Publicado en
octubre 19, 2013
Un estudiante de medicina recibe la lección de su vida.
Por el Doctor David Haslam (nacido en 1949, ejerce como médico general en Cambridgeshire, Inglaterra. También es periodista independiente y autor de cinco libros para padres de familia.)
TODAS LAS LECCIONES que recibí en mi época de esudiante de medicina las recuerdo a medias. Todas, excepto la del primer día que visitamos un hospital. Esa experiencia la recuerdo como si hubiera ocurrido ayer.
Durante los dos primeros años de la carrera, mis condiscípulos y yo habíamos sobrellevado las clases de disección, de bioquímica y de otras materias que nos parecían inútiles. Pero afortunadamente ya había terminado aquella pérdida de tiempo anterior a la práctica clínica; por fin íbamos a ver pacientes. Me reuní con cinco compañeros en el hospital. Estábamos nerviosos.
Nos arrimamos al pie de la cama del primer enfermo, todos de bata blanca, impecable con los bolsillos repletos de libretas e instrumentos. Contra lo acostumbrado, no llevábamos nuestros estetoscopios. Nos habían dado instrucciones de que los dejáramos en la oficina de la jefa de enfermeras.
Nuestro maestro supervisor nos miró de arriba abajo.
—Les presento al señor Watkins —dijo—. Se le ha informado de las actividades de hoy, y no tiene inconveniente en que tomen el tiempo que necesiten para escucharle el corazón. Sufre de estenosis mitral, y dudo que ustedes, en el ejercicio de su profesión, encuentren un caso en el que se oiga más claramente el trastorno.
Sabíamos que la estenosis mitral es el estrechamiento del orificio auriculoventricular izquierdo. Aunque nunca habíamos escuchado un soplo cardiaco, le hicimos al supervisor una enumeración exacta de lo que íbamos a oír: primero, un latido fuerte; luego, una especie de chasquido, y luego, los dos soplos característicos de esa enfermedad.
El supervisor nos pasó su estetoscopio y nos aconsejó:
—No se apresuren. Escuchen bien. En el caso del señor Watkins, el chasquido es muy fuerte.
Uno tras otro, nos colocamos el instrumento, auscultamos al paciente con sumo cuidado y, con mirada reflexiva, movimos la cabeza en señal de afirmación.
—¡Sí, ahí está! —decíamos.
Vimos cómo se le iluminaban los ojos al compañero en turno en el momento en que percibía los sonidos.

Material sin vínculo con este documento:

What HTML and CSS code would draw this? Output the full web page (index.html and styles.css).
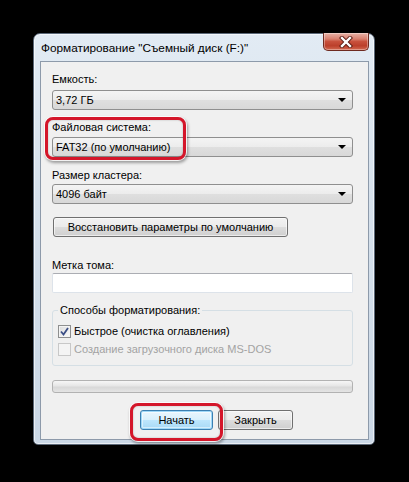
FILE: index.html
```html
<!DOCTYPE html>
<html lang="ru">
<head>
<meta charset="utf-8">
<title>Форматирование</title>
<link rel="stylesheet" href="styles.css">
</head>
<body>
<div class="window">
  <div class="titlebar">
    <span class="title">Форматирование "Съемный диск (F:)"</span>
    <div class="close">
      <svg width="14" height="12" viewBox="0 0 14 12">
        <path d="M3 2 L11 10 M11 2 L3 10" stroke="#5a1a12" stroke-width="4.2" stroke-linecap="square" fill="none"/>
        <path d="M3 2 L11 10 M11 2 L3 10" stroke="#ffffff" stroke-width="2.4" stroke-linecap="square" fill="none"/>
      </svg>
    </div>
  </div>
  <div class="client">
    <div class="label l-cap">Емкость:</div>
    <div class="combo c-cap"><span>3,72 ГБ</span><i class="arrow"></i></div>
    <div class="label l-fs">Файловая система:</div>
    <div class="combo c-fs"><span>FAT32 (по умолчанию)</span><i class="arrow"></i></div>
    <div class="label l-cl">Размер кластера:</div>
    <div class="combo c-cl"><span>4096 байт</span><i class="arrow"></i></div>
    <div class="btn reset">Восстановить параметры по умолчанию</div>
    <div class="label l-vol">Метка тома:</div>
    <div class="input"></div>
    <fieldset class="group">
      <legend>Способы форматирования:</legend>
      <div class="check-row">
        <span class="checkbox checked">
          <svg width="9" height="9" viewBox="0 0 9 9"><path d="M1 4.5 L3.5 7.5 L8 1" stroke="#3c4f86" stroke-width="1.8" fill="none"/></svg>
        </span>
        <span class="check-text">Быстрое (очистка оглавления)</span>
      </div>
      <div class="check-row disabled">
        <span class="checkbox"></span>
        <span class="check-text">Создание загрузочного диска MS-DOS</span>
      </div>
    </fieldset>
    <div class="progress"></div>
    <div class="buttons">
      <div class="btn default">Начать</div>
      <div class="btn close-btn">Закрыть</div>
    </div>
    <div class="hl hl-fs"></div>
    <div class="hl hl-start"></div>
  </div>
</div>
</body>
</html>
```

FILE: styles.css
```css
html, body {
  margin: 0;
  padding: 0;
  background: #000;
}
body {
  width: 409px;
  height: 482px;
  overflow: hidden;
  font-family: "Liberation Sans", Arial, sans-serif;
  font-size: 11px;
  color: #000;
}
.window {
  box-sizing: border-box;
  margin: 33px 0 0 33px;
  width: 342px;
  padding: 0 5px 4px 6px;
  border: 1px solid #5b6878;
  border-radius: 7px 7px 5px 5px;
  background: linear-gradient(#e2ebf4, #d6e1ec 40%, #cbd8e6);
  box-shadow: inset 0 0 0 1px rgba(255,255,255,0.6);
}
.titlebar {
  height: 27px;
  display: flex;
  justify-content: space-between;
  align-items: flex-start;
}
.title {
  line-height: 27px;
  font-size: 11.8px;
  color: #000;
  padding-left: 1px;
  margin-top: 1px;
  white-space: nowrap;
}
.close {
  margin-top: -1px;
  width: 46px;
  height: 18px;
  box-sizing: border-box;
  border: 1px solid #6e2a20;
  border-top: none;
  border-radius: 0 0 5px 5px;
  background: linear-gradient(#e8b3a8 0%, #d9806f 35%, #c8513d 50%, #bb3f2b 75%, #d36a52 100%);
  display: flex;
  align-items: center;
  justify-content: center;
  box-shadow: inset 0 0 0 1px rgba(255,255,255,0.35);
}
.client {
  position: relative;
  display: flex;
  flex-direction: column;
  align-items: flex-start;
  background: #f0f0f0;
  border: 1px solid #8d9aaa;
  padding: 9px 15px 9px 11px;
}
.label {
  height: 16px;
  line-height: 16px;
  white-space: nowrap;
}
.l-cap { margin-top: 0; }
.l-fs { margin-top: 9px; }
.l-cl { margin-top: 10px; }
.l-vol { margin-top: 20px; }
.combo {
  box-sizing: border-box;
  width: 301px;
  height: 20px;
  border: 1px solid #8f8f8f;
  border-radius: 3px;
  background: linear-gradient(#f4f4f4, #ececec 50%, #dfdfdf 50%, #d8d8d8);
  display: flex;
  align-items: center;
  justify-content: space-between;
  padding: 0 4px 0 3px;
  white-space: nowrap;
}
.c-cap { margin-top: 3px; }
.c-fs { margin-top: 2px; }
.c-cl { margin-top: 1px; }
.arrow {
  width: 0;
  height: 0;
  border-left: 4px solid transparent;
  border-right: 4px solid transparent;
  border-top: 4px solid #000;
  margin-right: 2px;
}
.btn {
  box-sizing: border-box;
  height: 20px;
  border: 1px solid #707070;
  border-radius: 3px;
  background: linear-gradient(#f2f2f2, #ebebeb 50%, #dddddd 50%, #cfcfcf);
  display: flex;
  align-items: center;
  justify-content: center;
  box-shadow: inset 0 0 0 1px rgba(255,255,255,0.6);
  white-space: nowrap;
}
.reset {
  margin-top: 13px;
  margin-left: 1px;
  width: 235px;
}
.input {
  box-sizing: border-box;
  width: 301px;
  height: 20px;
  background: #fff;
  border: 1px solid #dde3ea;
  border-top-color: #abadb3;
  border-radius: 2px;
}
.group {
  box-sizing: border-box;
  width: 301px;
  margin: 10px 0 0 0;
  padding: 4px 5px 7px 5px;
  border: 1px solid #d5dfe5;
  border-radius: 3px;
}
.group legend {
  padding: 0 2px;
  line-height: 15px;
  white-space: nowrap;
}
.check-row {
  display: flex;
  align-items: center;
  gap: 3px;
  height: 18px;
  white-space: nowrap;
}
.checkbox {
  box-sizing: border-box;
  width: 13px;
  height: 13px;
  border: 1px solid #8e8f8f;
  background: linear-gradient(135deg, #dcdcdc, #fbfbfb);
  display: flex;
  align-items: center;
  justify-content: center;
  box-shadow: inset 0 0 0 1px #f4f4f4;
}
.disabled .checkbox {
  border-color: #c8c8c8;
  background: #f4f4f4;
  box-shadow: none;
}
.disabled .check-text {
  color: #a3a3a3;
}
.progress {
  box-sizing: border-box;
  margin-top: 14px;
  width: 301px;
  height: 13px;
  border: 1px solid #b2b2b2;
  border-radius: 3px;
  background: linear-gradient(#f6f6f6, #e6e6e6 45%, #d8d8d8 55%, #e4e4e4);
}
.buttons {
  margin-top: 17px;
  margin-left: 88px;
  display: flex;
  gap: 5px;
}
.default {
  width: 73px;
  border-color: #3c7fb1;
  background: linear-gradient(#eaf6fd, #d9f0fc 50%, #bee6fd 50%, #a7d9f5);
  box-shadow: inset 0 0 0 1px #9fd8f8, inset 0 0 0 2px rgba(255,255,255,0.5);
}
.close-btn {
  width: 75px;
}
.hl {
  position: absolute;
  box-sizing: border-box;
  border: 3px solid #d4162a;
  border-radius: 8px;
  box-shadow: 0 0 0 1px rgba(255,255,255,0.85), 1px 2px 3px 1px rgba(0,0,0,0.35), inset 0 0 2px rgba(0,0,0,0.25);
}
.hl-fs {
  left: 4px;
  top: 55px;
  width: 141px;
  height: 43px;
}
.hl-start {
  left: 89px;
  top: 341px;
  width: 93px;
  height: 38px;
}
```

Al final le agradecimos al supervisor que nos hubiera mostrado un caso tan claro.
Terminada la sesión, regresamos a la oficina de la jefa de enfermeras y tomamos asiento. El supervisor nos preguntó:
—¿Están todos seguros de haber escuchado bien?
Le dijimos que sí. Entonces él, con calma y sin pronunciar una palabra más, comenzó a destornillar su estetoscopio. Luego sacó de su bolsillo unas pincitas y extrajo del tubo del aparato un taponzote de algodón que él le había puesto. El estetoscopio había estado inutilizado, muerto, silencioso. Ninguno de nosotros podía haber oído los latidos del corazón del paciente, y mucho menos los famosos chasquidos.
—No vuelvan a hacer eso —nos amonestó el supervisor—. Cuando no oigan algo, díganlo. Cuando no comprendan lo que alguien diga, háganselo saber. Fingiendo que entienden lo que no entienden, quizá logren engañar a sus colegas, pero no sacarán nada bueno para sus pacientes ni para ustedes mismos.
En ese momento nos sentimos muy avergonzados. Pero hoy, transcurridos 25 años, pienso que aquella ha sido la lección más importante en mi vida de médico.